> TASK REQUIREMENTS: Restate the whole listing word for word. Pictures are left out.

> DATA SHOWN:

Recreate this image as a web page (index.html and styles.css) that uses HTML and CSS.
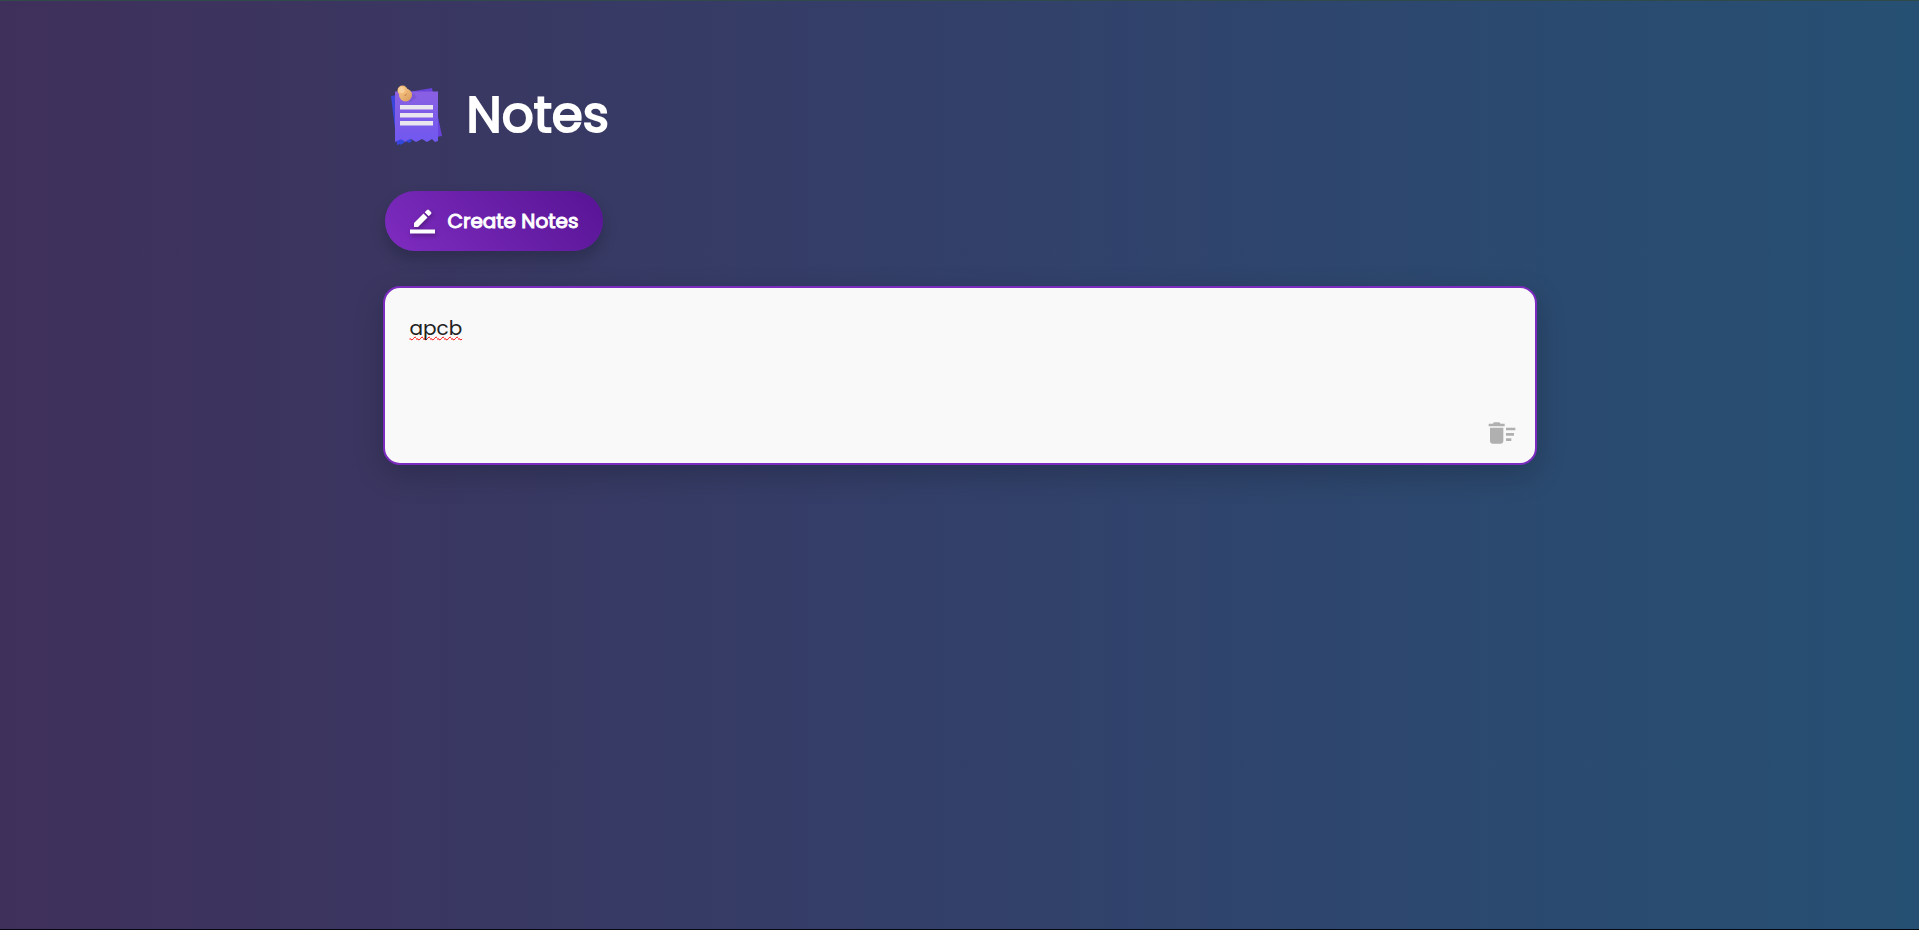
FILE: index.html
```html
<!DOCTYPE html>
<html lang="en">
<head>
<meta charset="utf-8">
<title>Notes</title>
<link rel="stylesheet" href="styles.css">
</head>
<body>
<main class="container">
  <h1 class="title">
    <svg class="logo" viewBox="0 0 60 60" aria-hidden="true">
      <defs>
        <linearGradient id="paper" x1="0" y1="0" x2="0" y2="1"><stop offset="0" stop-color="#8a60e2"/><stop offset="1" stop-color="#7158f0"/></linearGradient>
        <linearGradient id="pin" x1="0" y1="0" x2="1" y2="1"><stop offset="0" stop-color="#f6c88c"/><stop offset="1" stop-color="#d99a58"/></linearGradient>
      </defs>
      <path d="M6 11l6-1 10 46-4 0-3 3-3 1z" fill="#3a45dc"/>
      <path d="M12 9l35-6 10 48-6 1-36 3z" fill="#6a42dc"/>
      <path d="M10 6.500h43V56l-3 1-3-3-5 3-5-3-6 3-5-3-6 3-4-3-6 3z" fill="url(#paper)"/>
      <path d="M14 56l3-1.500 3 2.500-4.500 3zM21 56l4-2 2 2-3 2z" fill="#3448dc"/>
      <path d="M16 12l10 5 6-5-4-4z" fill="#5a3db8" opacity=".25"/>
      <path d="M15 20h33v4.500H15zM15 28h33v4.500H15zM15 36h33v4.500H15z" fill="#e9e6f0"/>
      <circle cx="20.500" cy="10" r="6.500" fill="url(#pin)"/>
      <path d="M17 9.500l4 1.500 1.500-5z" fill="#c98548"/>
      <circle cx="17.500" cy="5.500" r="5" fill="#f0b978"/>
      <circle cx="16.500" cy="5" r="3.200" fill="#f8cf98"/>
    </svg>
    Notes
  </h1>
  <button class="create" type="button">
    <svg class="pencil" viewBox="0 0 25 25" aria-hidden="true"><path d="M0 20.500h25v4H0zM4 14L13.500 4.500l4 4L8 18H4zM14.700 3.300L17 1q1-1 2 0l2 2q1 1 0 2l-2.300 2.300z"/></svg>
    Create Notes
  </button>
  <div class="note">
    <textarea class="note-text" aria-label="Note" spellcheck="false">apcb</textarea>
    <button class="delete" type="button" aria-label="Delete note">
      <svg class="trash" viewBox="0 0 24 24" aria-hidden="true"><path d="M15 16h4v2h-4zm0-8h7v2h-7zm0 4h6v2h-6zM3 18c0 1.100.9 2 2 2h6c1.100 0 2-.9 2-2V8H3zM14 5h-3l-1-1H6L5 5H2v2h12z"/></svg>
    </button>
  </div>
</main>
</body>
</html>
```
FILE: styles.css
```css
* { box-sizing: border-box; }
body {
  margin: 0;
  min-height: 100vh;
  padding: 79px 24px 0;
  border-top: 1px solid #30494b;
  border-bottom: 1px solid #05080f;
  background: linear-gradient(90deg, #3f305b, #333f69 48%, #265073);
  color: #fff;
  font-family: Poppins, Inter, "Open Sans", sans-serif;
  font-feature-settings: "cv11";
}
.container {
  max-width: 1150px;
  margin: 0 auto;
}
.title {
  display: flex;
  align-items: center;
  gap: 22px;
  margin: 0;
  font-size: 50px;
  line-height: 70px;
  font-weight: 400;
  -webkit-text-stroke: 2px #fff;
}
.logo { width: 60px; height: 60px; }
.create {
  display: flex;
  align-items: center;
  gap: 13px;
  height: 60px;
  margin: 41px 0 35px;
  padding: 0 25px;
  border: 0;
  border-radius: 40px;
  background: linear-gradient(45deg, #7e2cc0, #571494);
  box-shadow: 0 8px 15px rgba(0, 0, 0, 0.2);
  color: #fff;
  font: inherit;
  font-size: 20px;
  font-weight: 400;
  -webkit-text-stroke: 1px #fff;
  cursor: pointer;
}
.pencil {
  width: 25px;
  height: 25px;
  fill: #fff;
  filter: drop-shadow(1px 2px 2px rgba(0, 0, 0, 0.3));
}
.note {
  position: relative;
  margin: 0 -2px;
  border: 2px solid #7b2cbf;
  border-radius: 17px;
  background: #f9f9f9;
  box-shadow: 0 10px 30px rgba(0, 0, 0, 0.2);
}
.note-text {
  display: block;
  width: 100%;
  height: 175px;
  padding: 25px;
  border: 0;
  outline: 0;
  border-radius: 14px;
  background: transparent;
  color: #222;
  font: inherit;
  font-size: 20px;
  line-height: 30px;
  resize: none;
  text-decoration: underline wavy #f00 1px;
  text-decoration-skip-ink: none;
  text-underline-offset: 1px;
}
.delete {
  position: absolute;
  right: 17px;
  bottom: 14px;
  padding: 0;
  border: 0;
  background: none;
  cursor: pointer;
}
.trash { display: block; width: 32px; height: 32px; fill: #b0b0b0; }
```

> FULL OUTPUT:
Recreate this image as a web page (index.html and styles.css) that uses HTML and CSS.
FILE: index.html
```html
<!DOCTYPE html>
<html lang="en">
<head>
<meta charset="utf-8">
<title>Notes</title>
<link rel="stylesheet" href="styles.css">
</head>
<body>
<main class="container">
  <h1 class="title">
    <svg class="logo" viewBox="0 0 60 60" aria-hidden="true">
      <defs>
        <linearGradient id="paper" x1="0" y1="0" x2="0" y2="1"><stop offset="0" stop-color="#8a60e2"/><stop offset="1" stop-color="#7158f0"/></linearGradient>
        <linearGradient id="pin" x1="0" y1="0" x2="1" y2="1"><stop offset="0" stop-color="#f6c88c"/><stop offset="1" stop-color="#d99a58"/></linearGradient>
      </defs>
      <path d="M6 11l6-1 10 46-4 0-3 3-3 1z" fill="#3a45dc"/>
      <path d="M12 9l35-6 10 48-6 1-36 3z" fill="#6a42dc"/>
      <path d="M10 6.500h43V56l-3 1-3-3-5 3-5-3-6 3-5-3-6 3-4-3-6 3z" fill="url(#paper)"/>
      <path d="M14 56l3-1.500 3 2.500-4.500 3zM21 56l4-2 2 2-3 2z" fill="#3448dc"/>
      <path d="M16 12l10 5 6-5-4-4z" fill="#5a3db8" opacity=".25"/>
      <path d="M15 20h33v4.500H15zM15 28h33v4.500H15zM15 36h33v4.500H15z" fill="#e9e6f0"/>
      <circle cx="20.500" cy="10" r="6.500" fill="url(#pin)"/>
      <path d="M17 9.500l4 1.500 1.500-5z" fill="#c98548"/>
      <circle cx="17.500" cy="5.500" r="5" fill="#f0b978"/>
      <circle cx="16.500" cy="5" r="3.200" fill="#f8cf98"/>
    </svg>
    Notes
  </h1>
  <button class="create" type="button">
    <svg class="pencil" viewBox="0 0 25 25" aria-hidden="true"><path d="M0 20.500h25v4H0zM4 14L13.500 4.500l4 4L8 18H4zM14.700 3.300L17 1q1-1 2 0l2 2q1 1 0 2l-2.300 2.300z"/></svg>
    Create Notes
  </button>
  <div class="note">
    <textarea class="note-text" aria-label="Note" spellcheck="false">apcb</textarea>
    <button class="delete" type="button" aria-label="Delete note">
      <svg class="trash" viewBox="0 0 24 24" aria-hidden="true"><path d="M15 16h4v2h-4zm0-8h7v2h-7zm0 4h6v2h-6zM3 18c0 1.100.9 2 2 2h6c1.100 0 2-.9 2-2V8H3zM14 5h-3l-1-1H6L5 5H2v2h12z"/></svg>
    </button>
  </div>
</main>
</body>
</html>
```
FILE: styles.css
```css
* { box-sizing: border-box; }
body {
  margin: 0;
  min-height: 100vh;
  padding: 79px 24px 0;
  border-top: 1px solid #30494b;
  border-bottom: 1px solid #05080f;
  background: linear-gradient(90deg, #3f305b, #333f69 48%, #265073);
  color: #fff;
  font-family: Poppins, Inter, "Open Sans", sans-serif;
  font-feature-settings: "cv11";
}
.container {
  max-width: 1150px;
  margin: 0 auto;
}
.title {
  display: flex;
  align-items: center;
  gap: 22px;
  margin: 0;
  font-size: 50px;
  line-height: 70px;
  font-weight: 400;
  -webkit-text-stroke: 2px #fff;
}
.logo { width: 60px; height: 60px; }
.create {
  display: flex;
  align-items: center;
  gap: 13px;
  height: 60px;
  margin: 41px 0 35px;
  padding: 0 25px;
  border: 0;
  border-radius: 40px;
  background: linear-gradient(45deg, #7e2cc0, #571494);
  box-shadow: 0 8px 15px rgba(0, 0, 0, 0.2);
  color: #fff;
  font: inherit;
  font-size: 20px;
  font-weight: 400;
  -webkit-text-stroke: 1px #fff;
  cursor: pointer;
}
.pencil {
  width: 25px;
  height: 25px;
  fill: #fff;
  filter: drop-shadow(1px 2px 2px rgba(0, 0, 0, 0.3));
}
.note {
  position: relative;
  margin: 0 -2px;
  border: 2px solid #7b2cbf;
  border-radius: 17px;
  background: #f9f9f9;
  box-shadow: 0 10px 30px rgba(0, 0, 0, 0.2);
}
.note-text {
  display: block;
  width: 100%;
  height: 175px;
  padding: 25px;
  border: 0;
  outline: 0;
  border-radius: 14px;
  background: transparent;
  color: #222;
  font: inherit;
  font-size: 20px;
  line-height: 30px;
  resize: none;
  text-decoration: underline wavy #f00 1px;
  text-decoration-skip-ink: none;
  text-underline-offset: 1px;
}
.delete {
  position: absolute;
  right: 17px;
  bottom: 14px;
  padding: 0;
  border: 0;
  background: none;
  cursor: pointer;
}
.trash { display: block; width: 32px; height: 32px; fill: #b0b0b0; }
```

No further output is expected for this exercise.